If you only have the expensive anchor, you're leaving that whole engine idle. The high-ticket item builds trust and margin, but it's the accessible, giftable companion that does the volume and keeps the top of your funnel full.
What this actually means for how you plan
The thread running through all three is the same: you cannot treat acquisition and retention as separate budgets when your product lasts five years. They're the same problem wearing two hats.
Every year you're fighting an intrinsic decline. The brands that win this don't just spend harder on finding new people, though they do that too. They build a reason for the existing buyer to come back, whether that's a consumable that empties, a range that grows, or a giftable companion that keeps pulling fresh customers in.
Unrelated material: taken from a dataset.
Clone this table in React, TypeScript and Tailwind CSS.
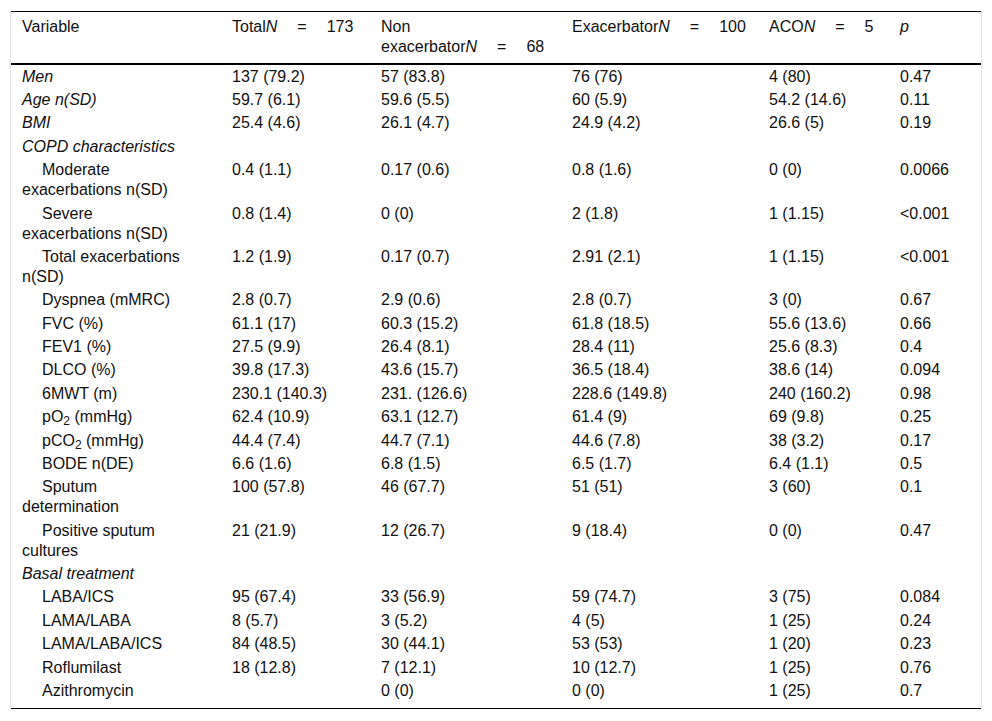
import React from 'react';

type Row = {
  label: React.ReactNode;
  italic?: boolean;
  sub?: boolean;
  values?: string[];
};

const rows: Row[] = [
  { label: 'Men', italic: true, values: ['137 (79.2)', '57 (83.8)', '76 (76)', '4 (80)', '0.47'] },
  { label: 'Age n(SD)', italic: true, values: ['59.7 (6.1)', '59.6 (5.5)', '60 (5.9)', '54.2 (14.6)', '0.11'] },
  { label: 'BMI', italic: true, values: ['25.4 (4.6)', '26.1 (4.7)', '24.9 (4.2)', '26.6 (5)', '0.19'] },
  { label: 'COPD characteristics', italic: true },
  { label: 'Moderate exacerbations n(SD)', sub: true, values: ['0.4 (1.1)', '0.17 (0.6)', '0.8 (1.6)', '0 (0)', '0.0066'] },
  { label: 'Severe exacerbations n(SD)', sub: true, values: ['0.8 (1.4)', '0 (0)', '2 (1.8)', '1 (1.15)', '<0.001'] },
  { label: 'Total exacerbations n(SD)', sub: true, values: ['1.2 (1.9)', '0.17 (0.7)', '2.91 (2.1)', '1 (1.15)', '<0.001'] },
  { label: 'Dyspnea (mMRC)', sub: true, values: ['2.8 (0.7)', '2.9 (0.6)', '2.8 (0.7)', '3 (0)', '0.67'] },
  { label: 'FVC (%)', sub: true, values: ['61.1 (17)', '60.3 (15.2)', '61.8 (18.5)', '55.6 (13.6)', '0.66'] },
  { label: 'FEV1 (%)', sub: true, values: ['27.5 (9.9)', '26.4 (8.1)', '28.4 (11)', '25.6 (8.3)', '0.4'] },
  { label: 'DLCO (%)', sub: true, values: ['39.8 (17.3)', '43.6 (15.7)', '36.5 (18.4)', '38.6 (14)', '0.094'] },
  { label: '6MWT (m)', sub: true, values: ['230.1 (140.3)', '231. (126.6)', '228.6 (149.8)', '240 (160.2)', '0.98'] },
  {
    label: (
      <>
        pO<sub>2</sub> (mmHg)
      </>
    ),
    sub: true,
    values: ['62.4 (10.9)', '63.1 (12.7)', '61.4 (9)', '69 (9.8)', '0.25'],
  },
  {
    label: (
      <>
        pCO<sub>2</sub> (mmHg)
      </>
    ),
    sub: true,
    values: ['44.4 (7.4)', '44.7 (7.1)', '44.6 (7.8)', '38 (3.2)', '0.17'],
  },
  { label: 'BODE n(DE)', sub: true, values: ['6.6 (1.6)', '6.8 (1.5)', '6.5 (1.7)', '6.4 (1.1)', '0.5'] },
  { label: 'Sputum determination', sub: true, values: ['100 (57.8)', '46 (67.7)', '51 (51)', '3 (60)', '0.1'] },
  { label: 'Positive sputum cultures', sub: true, values: ['21 (21.9)', '12 (26.7)', '9 (18.4)', '0 (0)', '0.47'] },
  { label: 'Basal treatment', italic: true },
  { label: 'LABA/ICS', sub: true, values: ['95 (67.4)', '33 (56.9)', '59 (74.7)', '3 (75)', '0.084'] },
  { label: 'LAMA/LABA', sub: true, values: ['8 (5.7)', '3 (5.2)', '4 (5)', '1 (25)', '0.24'] },
  { label: 'LAMA/LABA/ICS', sub: true, values: ['84 (48.5)', '30 (44.1)', '53 (53)', '1 (20)', '0.23'] },
  { label: 'Roflumilast', sub: true, values: ['18 (12.8)', '7 (12.1)', '10 (12.7)', '1 (25)', '0.76'] },
  { label: 'Azithromycin', sub: true, values: ['', '0 (0)', '0 (0)', '1 (25)', '0.7'] },
];

const NEq = ({ n }: { n: string }) => (
  <span className="whitespace-nowrap">
    <i>N</i>
    <span className="mx-[20px]">=</span>
    {n}
  </span>
);

const App = () => {
  return (
    <div className="min-h-[721px] bg-white font-['Liberation_Sans',Arial,sans-serif] text-[16px] leading-[20px] text-[#111]">
      <div className="ml-[10px] mt-[10px] w-[972px] border-x border-[#e6e6e6] pt-px">
        <table className="w-full table-fixed border-collapse border-t border-b border-black text-left">
          <colgroup>
            <col className="w-[210px]" />
            <col className="w-[149px]" />
            <col className="w-[191px]" />
            <col className="w-[197px]" />
            <col className="w-[131px]" />
            <col />
          </colgroup>
          <thead>
            <tr className="border-b-2 border-black align-top">
              <th className="pl-[11px] pr-[30px] pt-[5px] pb-[6px] font-normal">Variable</th>
              <th className="pl-[11px] pr-[10px] pt-[5px] pb-[6px] font-normal whitespace-nowrap">
                Total
                <NEq n="173" />
              </th>
              <th className="pl-[11px] pr-[30px] pt-[5px] pb-[6px] font-normal">
                Non exacerbator
                <NEq n="68" />
              </th>
              <th className="pl-[11px] pr-[10px] pt-[5px] pb-[6px] font-normal whitespace-nowrap">
                Exacerbator
                <NEq n="100" />
              </th>
              <th className="pl-[11px] pr-[10px] pt-[5px] pb-[6px] font-normal whitespace-nowrap">
                ACO
                <NEq n="5" />
              </th>
              <th className="pl-[11px] pr-[10px] pt-[5px] pb-[6px] font-normal">
                <i>p</i>
              </th>
            </tr>
          </thead>
          <tbody>
            {rows.map((r, i) => {
              const last = i === rows.length - 1;
              const pad = last ? 'pt-[1.7px] pb-[7px]' : 'py-[1.7px]';
              return (
                <tr key={i} className="align-top">
                  <td
                    className={`pl-[11px] pr-[30px] ${pad} ${r.italic ? 'italic' : ''} ${r.sub ? 'indent-[20px]' : ''}`}
                  >
                    {r.label}
                  </td>
                  {[0, 1, 2, 3, 4].map((c) => (
                    <td key={c} className={`pl-[11px] pr-[10px] ${pad}`}>
                      {r.values ? r.values[c] : ''}
                    </td>
                  ))}
                </tr>
              );
            })}
          </tbody>
        </table>
      </div>
    </div>
  );
};

export default App;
The line extension isn't a side project. For a low-repeat catalogue, it's the difference between a business that compounds and one that has to be rebuilt from zero every January.
And the creative has to match the job. The ads you run to a five-year customer base can't be the same ones you run to cold prospects. A returning buyer doesn't need convincing your product is good, they own it. They need a reason that's relevant to them: the refill, the upgrade, the companion piece, the new colourway. Most brands run the same prospecting creative at everyone and quietly fatigue the people they should be re-activating with something tailored. That mismatch is its own slow leak.
So the honest question, if you sell something built to last, isn't "how do I lower my CAC". It's harder than that. It's: what is the second thing this customer buys from me, and have I actually built it yet?
Because if the answer is "nothing, they just buy the one thing and disappear for five years", then your growth rate really is just your LTV, and no amount of clever acquisition will outrun that for long. The fix isn't a better ad. It's a better answer to what comes after the first purchase.
So what's the second purchase in your catalogue, and if it doesn't exist yet, what's stopping you from building it?